Research on the healthy immune system
The immune system is continually in action throughout our lives and through every organ system in our bodies. Immune cells and molecules sense and eliminate potential harms in our body every day, without our knowledge. The immune system is one of only two organ systems in the body that can learn and remember, so it can recall what it has been exposed to before and make a more rapid and robust response if a particular challenge is seen again.
The human immune system can be roughly divided into innate immunity, which includes components we are born with, and adaptive immunity, components that develop and mature over time in response to exposures in our environment, including pathogens, beneficial bacteria, parasites, food, vaccines and more.
In addition to responding to and protecting us from challenges that come from the external world, the immune system also protects us from challenges that arise from within, including pre-cancerous and cancerous cells. In order to understand how the immune system goes awry in diseases such as autoimmunity and cancer, it is essential that we understand how it functions and maintains a stable, homeostatic state in healthy individuals.

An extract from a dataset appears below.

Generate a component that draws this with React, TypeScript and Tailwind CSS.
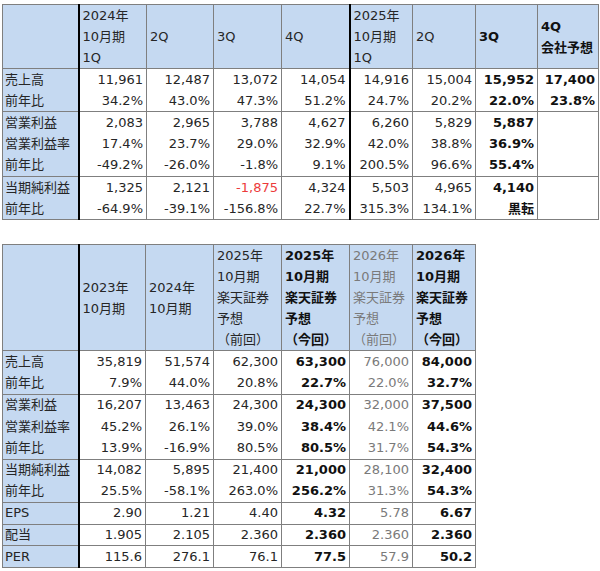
type Cell = string | { v: string; b?: boolean; red?: boolean }

const topCols = [76, 68, 67, 68, 68, 63, 63, 62, 61]
const bottomCols = [76, 67, 68, 68, 68, 63, 63]

const topHead: { lines: string[]; b?: boolean; thick?: boolean }[] = [
  { lines: ['2024年', '10月期', '1Q'] },
  { lines: ['2Q'] },
  { lines: ['3Q'] },
  { lines: ['4Q'], thick: true },
  { lines: ['2025年', '10月期', '1Q'] },
  { lines: ['2Q'] },
  { lines: ['3Q'], b: true },
  { lines: ['4Q', '会社予想'], b: true },
]

const topRows: { label: string; cells: Cell[]; end?: boolean }[] = [
  { label: '売上高', cells: ['11,961', '12,487', '13,072', '14,054', '14,916', '15,004', { v: '15,952', b: true }, { v: '17,400', b: true }] },
  { label: '前年比', cells: ['34.2%', '43.0%', '47.3%', '51.2%', '24.7%', '20.2%', { v: '22.0%', b: true }, { v: '23.8%', b: true }], end: true },
  { label: '営業利益', cells: ['2,083', '2,965', '3,788', '4,627', '6,260', '5,829', { v: '5,887', b: true }, ''] },
  { label: '営業利益率', cells: ['17.4%', '23.7%', '29.0%', '32.9%', '42.0%', '38.8%', { v: '36.9%', b: true }, ''] },
  { label: '前年比', cells: ['-49.2%', '-26.0%', '-1.8%', '9.1%', '200.5%', '96.6%', { v: '55.4%', b: true }, ''], end: true },
  { label: '当期純利益', cells: ['1,325', '2,121', { v: '-1,875', red: true }, '4,324', '5,503', '4,965', { v: '4,140', b: true }, ''] },
  { label: '前年比', cells: ['-64.9%', '-39.1%', '-156.8%', '22.7%', '315.3%', '134.1%', { v: '黒転', b: true }, ''], end: true },
]

const fc = ['2025年', '10月期', '楽天証券', '予想']
const bottomHead: { lines: string[]; b?: boolean; gray?: boolean }[] = [
  { lines: ['2023年', '10月期'] },
  { lines: ['2024年', '10月期'] },
  { lines: [...fc, '（前回）'] },
  { lines: [...fc, '（今回）'], b: true },
  { lines: ['2026年', '10月期', '楽天証券', '予想', '（前回）'], gray: true },
  { lines: ['2026年', '10月期', '楽天証券', '予想', '（今回）'], b: true },
]

const bottomRows: { label: string; v: string[]; end?: boolean }[] = [
  { label: '売上高', v: ['35,819', '51,574', '62,300', '63,300', '76,000', '84,000'] },
  { label: '前年比', v: ['7.9%', '44.0%', '20.8%', '22.7%', '22.0%', '32.7%'], end: true },
  { label: '営業利益', v: ['16,207', '13,463', '24,300', '24,300', '32,000', '37,500'] },
  { label: '営業利益率', v: ['45.2%', '26.1%', '39.0%', '38.4%', '42.1%', '44.6%'] },
  { label: '前年比', v: ['13.9%', '-16.9%', '80.5%', '80.5%', '31.7%', '54.3%'], end: true },
  { label: '当期純利益', v: ['14,082', '5,895', '21,400', '21,000', '28,100', '32,400'] },
  { label: '前年比', v: ['25.5%', '-58.1%', '263.0%', '256.2%', '31.3%', '54.3%'], end: true },
  { label: 'EPS', v: ['2.90', '1.21', '4.40', '4.32', '5.78', '6.67'], end: true },
  { label: '配当', v: ['1.905', '2.105', '2.360', '2.360', '2.360', '2.360'], end: true },
  { label: 'PER', v: ['115.6', '276.1', '76.1', '77.5', '57.9', '50.2'], end: true },
]

const font = { fontFamily: '"DejaVu Sans", "Noto Sans CJK JP", sans-serif' }

function Cols({ widths }: { widths: number[] }) {
  return (
    <colgroup>
      {widths.map((w, i) => (
        <col key={i} style={{ width: w }} />
      ))}
    </colgroup>
  )
}

function TopTable() {
  return (
    <table className="table-fixed border-collapse text-[13px] text-[#262626]" style={{ ...font, width: 596 }}>
      <Cols widths={topCols} />
      <thead>
        <tr>
          <th className="border border-[#7f7f7f] border-r-2 border-r-black bg-[#c5d9f1]" />
          {topHead.map((h, i) => (
            <th
              key={i}
              className={`h-[63px] border border-[#7f7f7f] bg-[#c5d9f1] pl-[3px] text-left align-middle leading-[21px] ${h.b ? 'font-bold text-[#111]' : 'font-normal'} ${h.thick ? 'border-r-2 border-r-black' : ''}`}
            >
              {h.lines.map((l, j) => (
                <div key={j}>{l}</div>
              ))}
            </th>
          ))}
        </tr>
      </thead>
      <tbody>
        {topRows.map((r, i) => (
          <tr key={i}>
            <td className={`h-[21.6px] border-x border-l-[#7f7f7f] border-r-2 border-r-black bg-[#c5d9f1] pl-[2px] leading-[20px] ${r.end ? 'border-b border-b-[#7f7f7f]' : ''}`}>
              {r.label}
            </td>
            {r.cells.map((c, j) => {
              const o = typeof c === 'string' ? { v: c } : c
              return (
                <td
                  key={j}
                  className={`h-[21.6px] border-x border-[#7f7f7f] pr-[3px] text-right leading-[20px] whitespace-nowrap ${o.b ? 'font-bold text-[#111]' : ''} ${o.red ? 'text-[#ec3b3b]' : ''} ${j === 3 ? 'border-r-2 border-r-black' : ''} ${r.end ? 'border-b border-b-[#7f7f7f]' : ''}`}
                >
                  {o.v}
                </td>
              )
            })}
          </tr>
        ))}
      </tbody>
    </table>
  )
}

function BottomTable() {
  return (
    <table className="table-fixed border-collapse text-[13px] text-[#262626]" style={{ ...font, width: 473 }}>
      <Cols widths={bottomCols} />
      <thead>
        <tr>
          <th className="border border-[#7f7f7f] border-r-2 border-r-black bg-[#c5d9f1]" />
          {bottomHead.map((h, i) => (
            <th
              key={i}
              className={`h-[105px] border border-[#7f7f7f] bg-[#c5d9f1] pl-[3px] text-left align-middle leading-[21px] whitespace-nowrap ${h.b ? 'font-bold text-[#111]' : 'font-normal'} ${h.gray ? 'text-[#7a7a7a]' : ''}`}
            >
              {h.lines.map((l, j) => (
                <div key={j}>{l}</div>
              ))}
            </th>
          ))}
        </tr>
      </thead>
      <tbody>
        {bottomRows.map((r, i) => (
          <tr key={i}>
            <td className={`h-[21.7px] border-x border-l-[#7f7f7f] border-r-2 border-r-black bg-[#c5d9f1] pl-[2px] leading-[20px] ${r.end ? 'border-b border-b-[#7f7f7f]' : ''}`}>
              {r.label}
            </td>
            {r.v.map((v, j) => (
              <td
                key={j}
                className={`h-[21.7px] border-x border-[#7f7f7f] pr-[3px] text-right leading-[20px] whitespace-nowrap ${j === 3 || j === 5 ? 'font-bold text-[#111]' : ''} ${j === 4 ? 'text-[#7a7a7a]' : ''} ${r.end ? 'border-b border-b-[#7f7f7f]' : ''}`}
              >
                {v}
              </td>
            ))}
          </tr>
        ))}
      </tbody>
    </table>
  )
}

export default function App() {
  return (
    <div className="min-h-[571px] w-[600px] bg-white pl-[2px] pt-[4px]">
      <TopTable />
      <div className="h-[24px]" />
      <BottomTable />
    </div>
  )
}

By studying healthy individuals longitudinally (taking multiple blood samples from the same study volunteer over several months to years), we are gaining insights into how the immune system varies over time within a single person, how it fluctuates after being transiently perturbed by a vaccine, and how immune responses vary between individuals. This work will lead to a better and deeper definition of what a “normal” immune system is, a better understanding of immune health.

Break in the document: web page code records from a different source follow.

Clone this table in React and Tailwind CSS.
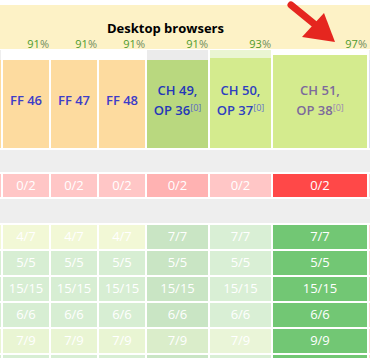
import React from 'react';

const W = ['w-[1px]', 'w-[46px]', 'w-[46px]', 'w-[46px]', 'w-[61px]', 'w-[61px]', 'w-[94px]', 'flex-1'];

const PCT = ['', '91', '91', '91', '91', '93', '97', ''];

// strip above each header cell + the cell itself
const HEADS = [
  { strip: 'h-[10px] bg-[#eeeeee]', cell: 'bg-[#fddb9f]', pad: 'pb-[8px]' },
  { strip: 'h-[10px] bg-white', cell: 'bg-[#fddb9f]', pad: 'pb-[8px]', label: ['FF 46'] },
  { strip: 'h-[10px] bg-white', cell: 'bg-[#fddb9f]', pad: 'pb-[8px]', label: ['FF 47'] },
  { strip: 'h-[10px] bg-white', cell: 'bg-[#fddb9f]', pad: 'pb-[8px]', label: ['FF 48'] },
  { strip: 'h-[10px] bg-[#ebebeb]', cell: 'bg-[#b9d87f]', pad: 'pb-[8px]', label: ['CH 49,', 'OP 36'], color: 'text-[#2436b8]', sup: 'text-[#5a68c8]' },
  { strip: 'h-[8px] bg-[#eaf5d2]', cell: 'bg-[#d4eb8e]', pad: 'pb-[6px]', label: ['CH 50,', 'OP 37'], color: 'text-[#2e40c0]', sup: 'text-[#6270cc]' },
  { strip: 'h-[5px] bg-white', cell: 'bg-[#d4eb8e]', pad: 'pb-[3px]', label: ['CH 51,', 'OP 38'], color: 'text-[#7d6a9c]', sup: 'text-[#9a88b4]' },
  { strip: 'h-[10px] bg-[#eeeeee]', cell: 'bg-[#dcdcf0]', pad: 'pb-[8px]' },
];

const FFG = 'bg-[#d7eed3]';
const FFY = 'bg-[#f2f8d6]';
const FFY2 = 'bg-[#e9f5d3]';
const PINK = 'bg-[#ffd4d4]';

const ROWS = [
  {
    h: 'h-[24px]',
    cells: [
      ['', FFY], ['4/7', FFY], ['4/7', FFY], ['4/7', FFY],
      ['7/7', 'bg-[#c9e5c4]'], ['7/7', 'bg-[#d9efd5]'], ['7/7', 'bg-[#72c774]'], ['', PINK],
    ],
  },
  ...['5/5', '15/15', '6/6'].map((t) => ({
    h: 'h-[24px]',
    cells: [
      ['', FFG], [t, FFG], [t, FFG], [t, FFG],
      [t, 'bg-[#c9e5c4]'], [t, 'bg-[#d9efd5]'], [t, 'bg-[#72c774]'], ['', PINK],
    ],
  })),
  {
    h: 'h-[24px]',
    cells: [
      ['', FFY2], ['7/9', FFY2], ['7/9', FFY2], ['7/9', FFY2],
      ['7/9', 'bg-[#daedca]'], ['7/9', 'bg-[#eaf5d8]'], ['9/9', 'bg-[#72c774]'], ['', PINK],
    ],
  },
  {
    h: 'h-[24px]',
    cells: [
      ['', FFG], ['', FFG], ['', FFG], ['', FFG],
      ['', 'bg-[#c9e5c4]'], ['', 'bg-[#d9efd5]'], ['', 'bg-[#72c774]'], ['', PINK],
    ],
  },
];

const Row = ({ h, cells }) => (
  <div className={`flex gap-[2px] ${h}`}>
    {cells.map(([t, bg], i) => (
      <div key={i} className={`${W[i]} ${bg} flex items-center justify-center text-white text-[13px] shrink-0`}>
        {t}
      </div>
    ))}
  </div>
);

const App = () => (
  <div className="relative w-[370px] h-[358px] overflow-hidden bg-white font-['Open_Sans',sans-serif]">
    <div className="h-[5px]" />
    {/* header band */}
    <div className="h-[44px] bg-[#fdf2c6] flex flex-col">
      <div className="pl-[107px] pt-[14px] h-[32px] text-[13px] leading-[18px] font-bold text-black">
        Desktop browsers
      </div>
      <div className="flex gap-[2px] text-[11px] leading-[14px]">
        {PCT.map((p, i) => (
          <div key={i} className={`${W[i]} text-right shrink-0`}>
            {p && (
              <>
                <span className="text-[#4e9a2c]">{p}</span>
                <span className="text-[#6f8c5e]">%</span>
              </>
            )}
          </div>
        ))}
      </div>
    </div>

    {/* column heads */}
    <div className="mt-[1px] flex gap-[2px] h-[98px]">
      {HEADS.map((c, i) => (
        <div key={i} className={`${W[i]} flex flex-col shrink-0`}>
          <div className={c.strip} />
          <div className={`flex-1 ${c.cell} ${c.pad} flex flex-col items-center justify-center font-semibold text-[13px] leading-[20px] ${c.color || 'text-[#3d3dc8]'}`}>
            {c.label && c.label.length === 1 && <span>{c.label[0]}</span>}
            {c.label && c.label.length === 2 && (
              <>
                <span>{c.label[0]}</span>
                <span>
                  {c.label[1]}
                  <sup className={`text-[9px] font-normal ${c.sup}`}>[0]</sup>
                </span>
              </>
            )}
          </div>
        </div>
      ))}
    </div>

    <div className="mt-[2px] h-[22px] bg-[#eeeeee]" />
    <div className="mt-[2px]">
      <Row
        h="h-[23px]"
        cells={[
          ['', 'bg-[#ffc6c6]'], ['0/2', 'bg-[#ffc6c6]'], ['0/2', 'bg-[#ffc6c6]'], ['0/2', 'bg-[#ffc6c6]'],
          ['0/2', 'bg-[#ffb2b2]'], ['0/2', 'bg-[#ffc6c6]'], ['0/2', 'bg-[#ff4848]'], ['', PINK],
        ]}
      />
    </div>
    <div className="mt-[2px] h-[24px] bg-[#eeeeee]" />
    <div className="mt-[2px] flex flex-col gap-[2px]">
      {ROWS.map((r, i) => <Row key={i} {...r} />)}
    </div>

    {/* red annotation arrow */}
    <svg className="absolute left-0 top-0 pointer-events-none" width="370" height="60" viewBox="0 0 370 60">
      <line x1="291" y1="5" x2="318" y2="27" stroke="#e5261f" strokeWidth="7" strokeLinecap="round" />
      <polygon points="324,13 335,42 302,37" fill="#e5261f" />
    </svg>
  </div>
);

export default App;
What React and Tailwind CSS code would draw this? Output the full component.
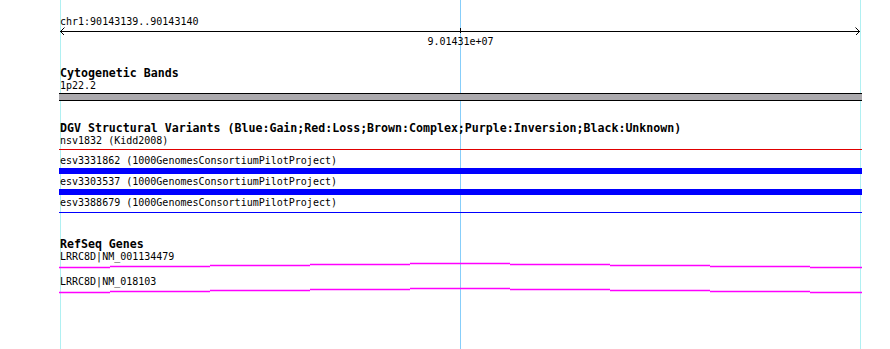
import React from 'react';

// Genome browser snapshot: ruler, cytoband, DGV variants and RefSeq gene tracks.
const mono = { fontFamily: '"DejaVu Sans Mono", "Liberation Mono", monospace' };

const variants = [
  { id: 'esv3331862', bar: true },
  { id: 'esv3303537', bar: true },
  { id: 'esv3388679', bar: false },
];

// exon-ish step line, points relative to track left (x=59)
const stepY = [4, 3, 2, 1, 0, 1, 2, 3, 4];
const stepX = [0, 51, 151, 251, 351, 451, 551, 651, 751, 803];

function GeneLine() {
  return (
    <svg width="803" height="7" className="block">
      {stepY.map((y, i) => (
        <line
          key={i}
          x1={stepX[i]}
          x2={stepX[i + 1]}
          y1={y + 1.5}
          y2={y + 1.5}
          stroke="#ff00ff"
          strokeWidth="1.4"
        />
      ))}
    </svg>
  );
}

function Label({ children, bold }) {
  return (
    <div
      className={bold ? 'h-[12px] pl-px text-[11.6px] leading-[12px] font-bold text-black whitespace-nowrap' : 'h-[12px] pt-px pl-px text-[10px] leading-[12px] text-black whitespace-nowrap'}
      style={mono}
    >
      {children}
    </div>
  );
}

export default function App() {
  return (
    <div className="relative w-[890px] h-[349px] overflow-hidden bg-white">
      {/* guide lines */}
      <div className="absolute top-0 bottom-0 left-[60px] w-px bg-[#b0f0f2]" />
      <div className="absolute top-0 bottom-0 left-[460px] w-px bg-[#87cefa]" />
      <div className="absolute top-0 bottom-0 left-[860px] w-px bg-[#b0f0f2]" />

      <div className="relative ml-[59px] w-[803px] pt-[15px] flex flex-col">
        <Label>chr1:90143139..90143140</Label>
        <svg width="803" height="8" className="block">
          <line x1="1" x2="801" y1="4.5" y2="4.5" stroke="#000" strokeWidth="1" />
          <polyline points="5.5,0.5 1.5,4.5 5.5,8.5" fill="none" stroke="#000" strokeWidth="1" />
          <polyline points="796.5,0.5 800.5,4.5 796.5,8.5" fill="none" stroke="#000" strokeWidth="1" />
          <line x1="401.5" x2="401.5" y1="1" y2="6" stroke="#000" strokeWidth="1" />
        </svg>
        <div className="h-[12px] pt-px text-center text-[10px] leading-[12px] text-black" style={mono}>
          9.01431e+07
        </div>

        <div className="mt-[20px]">
          <Label bold>Cytogenetic Bands</Label>
        </div>
        <Label>1p22.2</Label>
        <div className="mt-[2px] h-[8px] border-y border-black bg-[#aba9ad]" />

        <div className="mt-[21px]">
          <Label bold>DGV Structural Variants (Blue:Gain;Red:Loss;Brown:Complex;Purple:Inversion;Black:Unknown)</Label>
        </div>
        <Label>nsv1832 (Kidd2008)</Label>
        <div className="mt-[3px] h-px bg-[#e00000]" />

        {variants.map((v, i) => (
          <div key={v.id} className={i === 0 ? 'mt-[4px]' : 'mt-[1px]'}>
            <Label>{v.id} (1000GenomesConsortiumPilotProject)</Label>
            {v.bar ? (
              <div className="mt-[2px] h-[6px] bg-[#0000ff]" />
            ) : (
              <div className="mt-[4px] h-px bg-[#0000ff]" />
            )}
          </div>
        ))}

        <div className="mt-[25px]">
          <Label bold>RefSeq Genes</Label>
        </div>
        <Label>LRRC8D|NM_001134479</Label>
        <GeneLine />
        <div className="mt-[6px]">
          <Label>LRRC8D|NM_018103</Label>
        </div>
        <GeneLine />
      </div>
    </div>
  );
}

Our collaborating partners in immune health research are Benaroya Research Institute at Virginia Mason (BRI) and the University of Pennsylvania.

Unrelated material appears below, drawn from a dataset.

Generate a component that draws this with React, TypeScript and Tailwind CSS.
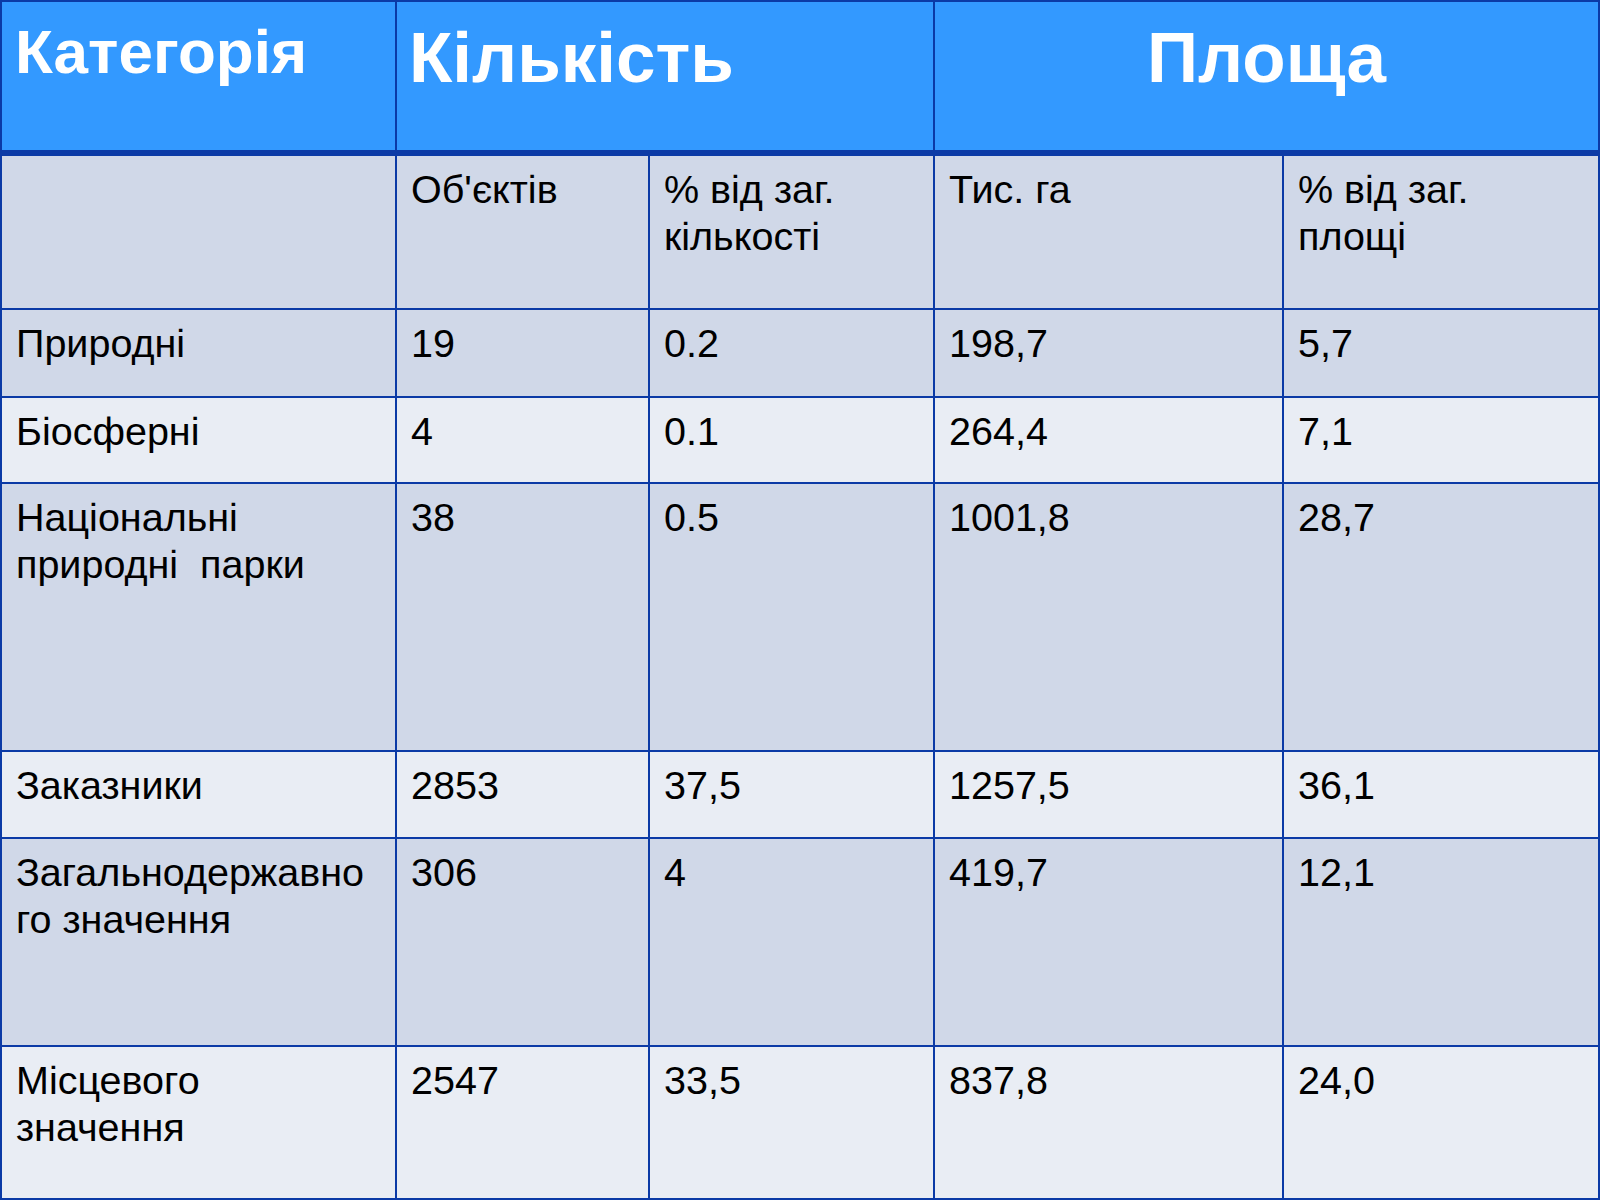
import React from "react";

const dark = "bg-[#d0d8e8]";
const light = "bg-[#e9edf4]";

type Row = { cells: string[][]; h: string; bg: string };

const rows: Row[] = [
  { cells: [[""], ["Об'єктів"], ["% від заг.", "кількості"], ["Тис. га"], ["% від заг.", "площі"]], h: "h-[152px]", bg: dark },
  { cells: [["Природні"], ["19"], ["0.2"], ["198,7"], ["5,7"]], h: "h-[86px]", bg: dark },
  { cells: [["Біосферні"], ["4"], ["0.1"], ["264,4"], ["7,1"]], h: "h-[84px]", bg: light },
  { cells: [["Національні", "природні  парки"], ["38"], ["0.5"], ["1001,8"], ["28,7"]], h: "h-[266px]", bg: dark },
  { cells: [["Заказники"], ["2853"], ["37,5"], ["1257,5"], ["36,1"]], h: "h-[85px]", bg: light },
  { cells: [["Загальнодержавно", "го значення"], ["306"], ["4"], ["419,7"], ["12,1"]], h: "h-[206px]", bg: dark },
  { cells: [["Місцевого", "значення"], ["2547"], ["33,5"], ["837,8"], ["24,0"]], h: "h-[151px]", bg: light },
];

export default function App() {
  return (
    <div
      className="w-[1600px] h-[1200px] bg-[#0b3aa6] p-[2px] overflow-hidden"
      style={{ fontFamily: '"Liberation Sans", Arial, sans-serif' }}
    >
      <div className="grid grid-cols-[393px_251px_283px_347px_314px] gap-[2px]">
        <div className="h-[152px] bg-[#3399ff] border-b-4 border-[#0b3aa6] pl-[13px] pt-[19px] text-white font-bold text-[62px] leading-[62px]">
          Категорія
        </div>
        <div className="col-span-2 h-[152px] bg-[#3399ff] border-b-4 border-[#0b3aa6] pl-[12px] pt-[20px] text-white font-bold text-[71px] leading-[71px]">
          Кількість
        </div>
        <div className="col-span-2 h-[152px] bg-[#3399ff] border-b-4 border-[#0b3aa6] pt-[20px] text-center text-white font-bold text-[71px] leading-[71px]">
          Площа
        </div>
        {rows.map((r, ri) =>
          r.cells.map((lines, ci) => (
            <div
              key={`${ri}-${ci}`}
              className={`${r.h} ${r.bg} px-[14px] pt-[10px] text-black text-[39.5px] leading-[47px] whitespace-pre`}
            >
              {lines.map((l, li) => (
                <div key={li}>{l}</div>
              ))}
            </div>
          ))
        )}
      </div>
    </div>
  );
}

Through the Soundlife project, BRI researchers are recruiting healthy adult volunteers aged 25-35 or 55-65 from the Seattle area to donate blood samples. Researchers at the University of Pennsylvania are recruiting pediatric volunteers aged 11-13. We are following changes in the volunteers’ immune systems over the course of one or more years to better understand factors that lead to fluctuations in the immune system, such as environmental influences including seasonal variation or deliberate challenges such as a vaccine.